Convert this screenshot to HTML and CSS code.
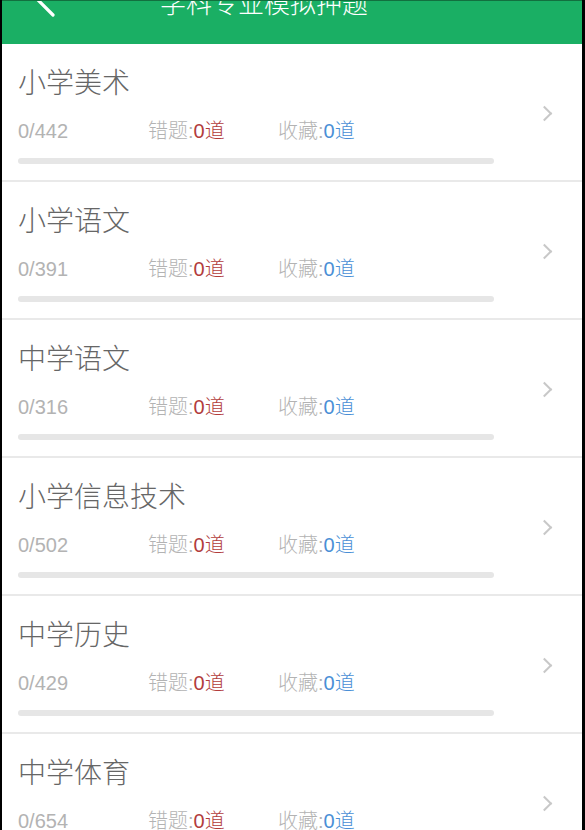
FILE: index.html
```html
<!DOCTYPE html>
<html lang="zh-CN">
<head>
  <meta charset="UTF-8">
  <meta name="viewport" content="width=device-width, initial-scale=1.0">
  <title>学科专业模拟押题</title>
  <link rel="stylesheet" href="styles.css">
</head>
<body>
  <div class="screen">
    <header class="navbar">
      <svg class="nav-back" viewBox="0 0 30 40" aria-hidden="true">
        <polyline points="23,3 7,19 23,35" fill="none" stroke="#fff" stroke-width="3.2" stroke-linecap="round" stroke-linejoin="round"/>
      </svg>
      <h1 class="nav-title">学科专业模拟押题</h1>
    </header>

    <ul class="subject-list">
      <li class="subject">
        <div class="subject-main">
          <h2 class="subject-name">小学美术</h2>
          <div class="subject-stats">
            <span class="stat">0/442</span>
            <span class="stat">错题:<em class="wrong">0道</em></span>
            <span class="stat">收藏:<em class="fav">0道</em></span>
          </div>
          <div class="progress"></div>
        </div>
        <span class="chevron"></span>
      </li>
      <li class="subject">
        <div class="subject-main">
          <h2 class="subject-name">小学语文</h2>
          <div class="subject-stats">
            <span class="stat">0/391</span>
            <span class="stat">错题:<em class="wrong">0道</em></span>
            <span class="stat">收藏:<em class="fav">0道</em></span>
          </div>
          <div class="progress"></div>
        </div>
        <span class="chevron"></span>
      </li>
      <li class="subject">
        <div class="subject-main">
          <h2 class="subject-name">中学语文</h2>
          <div class="subject-stats">
            <span class="stat">0/316</span>
            <span class="stat">错题:<em class="wrong">0道</em></span>
            <span class="stat">收藏:<em class="fav">0道</em></span>
          </div>
          <div class="progress"></div>
        </div>
        <span class="chevron"></span>
      </li>
      <li class="subject">
        <div class="subject-main">
          <h2 class="subject-name">小学信息技术</h2>
          <div class="subject-stats">
            <span class="stat">0/502</span>
            <span class="stat">错题:<em class="wrong">0道</em></span>
            <span class="stat">收藏:<em class="fav">0道</em></span>
          </div>
          <div class="progress"></div>
        </div>
        <span class="chevron"></span>
      </li>
      <li class="subject">
        <div class="subject-main">
          <h2 class="subject-name">中学历史</h2>
          <div class="subject-stats">
            <span class="stat">0/429</span>
            <span class="stat">错题:<em class="wrong">0道</em></span>
            <span class="stat">收藏:<em class="fav">0道</em></span>
          </div>
          <div class="progress"></div>
        </div>
        <span class="chevron"></span>
      </li>
      <li class="subject">
        <div class="subject-main">
          <h2 class="subject-name">中学体育</h2>
          <div class="subject-stats">
            <span class="stat">0/654</span>
            <span class="stat">错题:<em class="wrong">0道</em></span>
            <span class="stat">收藏:<em class="fav">0道</em></span>
          </div>
          <div class="progress"></div>
        </div>
        <span class="chevron"></span>
      </li>
    </ul>
  </div>
</body>
</html>
```

FILE: styles.css
```css
* {
  box-sizing: border-box;
  margin: 0;
  padding: 0;
}

html, body {
  height: 100%;
  overflow: hidden;
}

body {
  font-family: "Noto Sans CJK SC", "Liberation Sans", sans-serif;
  background-color: #000;
  padding: 0 3px 0 2px;
}

.screen {
  background: #fff;
  min-height: 100%;
}

.navbar {
  height: 44px;
  background-color: #1aaf64;
  border-top: 1px solid #12703f;
  display: flex;
  align-items: flex-start;
  overflow: hidden;
}

.nav-back {
  width: 30px;
  height: 40px;
  margin: -21px 0 0 28px;
  flex-shrink: 0;
}

.nav-title {
  margin: -12px 0 0 100px;
  font-size: 26px;
  line-height: 26px;
  font-weight: 300;
  color: #fff;
  white-space: nowrap;
}

.subject-list {
  list-style: none;
}

.subject {
  display: flex;
  align-items: center;
  padding: 19px 0 16px 16px;
  border-bottom: 2px solid #e9e9e9;
}

.subject-main {
  width: 476px;
}

.subject-name {
  font-size: 28px;
  line-height: 36px;
  font-weight: 300;
  color: #666;
  margin-bottom: 20px;
}

.subject-stats {
  display: flex;
  font-family: "Liberation Sans", "Noto Sans CJK SC", sans-serif;
  font-size: 20px;
  line-height: 24px;
  font-weight: 300;
  color: #b3b3b3;
  margin-bottom: 15px;
}

.stat {
  flex: 0 0 130px;
}

.stat em {
  font-style: normal;
}

.wrong {
  color: #b23c3c;
}

.fav {
  color: #4a8fd6;
}

.progress {
  height: 6px;
  border-radius: 3px;
  background-color: #e6e6e6;
}

.chevron {
  width: 11px;
  height: 11px;
  margin: 0 32px 0 auto;
  border-top: 2px solid #c8c8c8;
  border-right: 2px solid #c8c8c8;
  transform: rotate(45deg);
}
```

----------

Task to carry out: Print out the material word for word, omitting the pictures.

Answer to the exercise:
Convert this screenshot to HTML and CSS code.
FILE: index.html
```html
<!DOCTYPE html>
<html lang="zh-CN">
<head>
  <meta charset="UTF-8">
  <meta name="viewport" content="width=device-width, initial-scale=1.0">
  <title>学科专业模拟押题</title>
  <link rel="stylesheet" href="styles.css">
</head>
<body>
  <div class="screen">
    <header class="navbar">
      <svg class="nav-back" viewBox="0 0 30 40" aria-hidden="true">
        <polyline points="23,3 7,19 23,35" fill="none" stroke="#fff" stroke-width="3.2" stroke-linecap="round" stroke-linejoin="round"/>
      </svg>
      <h1 class="nav-title">学科专业模拟押题</h1>
    </header>

    <ul class="subject-list">
      <li class="subject">
        <div class="subject-main">
          <h2 class="subject-name">小学美术</h2>
          <div class="subject-stats">
            <span class="stat">0/442</span>
            <span class="stat">错题:<em class="wrong">0道</em></span>
            <span class="stat">收藏:<em class="fav">0道</em></span>
          </div>
          <div class="progress"></div>
        </div>
        <span class="chevron"></span>
      </li>
      <li class="subject">
        <div class="subject-main">
          <h2 class="subject-name">小学语文</h2>
          <div class="subject-stats">
            <span class="stat">0/391</span>
            <span class="stat">错题:<em class="wrong">0道</em></span>
            <span class="stat">收藏:<em class="fav">0道</em></span>
          </div>
          <div class="progress"></div>
        </div>
        <span class="chevron"></span>
      </li>
      <li class="subject">
        <div class="subject-main">
          <h2 class="subject-name">中学语文</h2>
          <div class="subject-stats">
            <span class="stat">0/316</span>
            <span class="stat">错题:<em class="wrong">0道</em></span>
            <span class="stat">收藏:<em class="fav">0道</em></span>
          </div>
          <div class="progress"></div>
        </div>
        <span class="chevron"></span>
      </li>
      <li class="subject">
        <div class="subject-main">
          <h2 class="subject-name">小学信息技术</h2>
          <div class="subject-stats">
            <span class="stat">0/502</span>
            <span class="stat">错题:<em class="wrong">0道</em></span>
            <span class="stat">收藏:<em class="fav">0道</em></span>
          </div>
          <div class="progress"></div>
        </div>
        <span class="chevron"></span>
      </li>
      <li class="subject">
        <div class="subject-main">
          <h2 class="subject-name">中学历史</h2>
          <div class="subject-stats">
            <span class="stat">0/429</span>
            <span class="stat">错题:<em class="wrong">0道</em></span>
            <span class="stat">收藏:<em class="fav">0道</em></span>
          </div>
          <div class="progress"></div>
        </div>
        <span class="chevron"></span>
      </li>
      <li class="subject">
        <div class="subject-main">
          <h2 class="subject-name">中学体育</h2>
          <div class="subject-stats">
            <span class="stat">0/654</span>
            <span class="stat">错题:<em class="wrong">0道</em></span>
            <span class="stat">收藏:<em class="fav">0道</em></span>
          </div>
          <div class="progress"></div>
        </div>
        <span class="chevron"></span>
      </li>
    </ul>
  </div>
</body>
</html>
```

FILE: styles.css
```css
* {
  box-sizing: border-box;
  margin: 0;
  padding: 0;
}

html, body {
  height: 100%;
  overflow: hidden;
}

body {
  font-family: "Noto Sans CJK SC", "Liberation Sans", sans-serif;
  background-color: #000;
  padding: 0 3px 0 2px;
}

.screen {
  background: #fff;
  min-height: 100%;
}

.navbar {
  height: 44px;
  background-color: #1aaf64;
  border-top: 1px solid #12703f;
  display: flex;
  align-items: flex-start;
  overflow: hidden;
}

.nav-back {
  width: 30px;
  height: 40px;
  margin: -21px 0 0 28px;
  flex-shrink: 0;
}

.nav-title {
  margin: -12px 0 0 100px;
  font-size: 26px;
  line-height: 26px;
  font-weight: 300;
  color: #fff;
  white-space: nowrap;
}

.subject-list {
  list-style: none;
}

.subject {
  display: flex;
  align-items: center;
  padding: 19px 0 16px 16px;
  border-bottom: 2px solid #e9e9e9;
}

.subject-main {
  width: 476px;
}

.subject-name {
  font-size: 28px;
  line-height: 36px;
  font-weight: 300;
  color: #666;
  margin-bottom: 20px;
}

.subject-stats {
  display: flex;
  font-family: "Liberation Sans", "Noto Sans CJK SC", sans-serif;
  font-size: 20px;
  line-height: 24px;
  font-weight: 300;
  color: #b3b3b3;
  margin-bottom: 15px;
}

.stat {
  flex: 0 0 130px;
}

.stat em {
  font-style: normal;
}

.wrong {
  color: #b23c3c;
}

.fav {
  color: #4a8fd6;
}

.progress {
  height: 6px;
  border-radius: 3px;
  background-color: #e6e6e6;
}

.chevron {
  width: 11px;
  height: 11px;
  margin: 0 32px 0 auto;
  border-top: 2px solid #c8c8c8;
  border-right: 2px solid #c8c8c8;
  transform: rotate(45deg);
}
```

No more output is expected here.